Second, notice that the plot function created a nice figure for us, with the first "wave" of the sin. try it put with other functions.
Sometimes it is important to compare numbers. For example we might want to act differently if a given number is positive or negative. For this we need logical operators and comparisons.
First, comparisons. we use the operators ==, ~=, < >, <=, >= (the ~ key is usually at the top left of the keyboard, and it needs the SHIFT key) to compare numbers e.g:
Notice that these expressions return 0 when they are false and 1 when the are true. This is the convention. 0 is false and 1 is true.

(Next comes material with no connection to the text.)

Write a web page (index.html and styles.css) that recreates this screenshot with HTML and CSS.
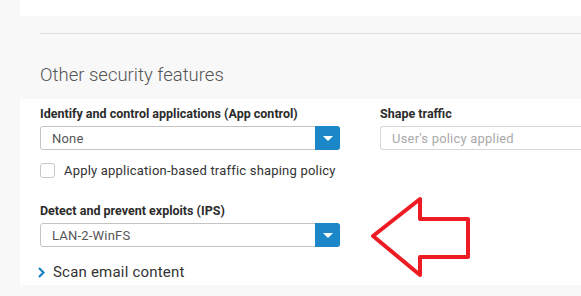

While this notation looks similar to math, there are a few pitfalls
What if we want to check two things? A and B? or perhaps A and (B or C)...for this we need Boolean operators: & (AND), | (OR), and ~(NOT)
(The | is usually found at the middle right of the keyboard, and it needs a SHIFT key.)
Once in a while we would like to display some text that is nicely formatted and not just the output as Matlab wants to display. To do this we use the sprintf command.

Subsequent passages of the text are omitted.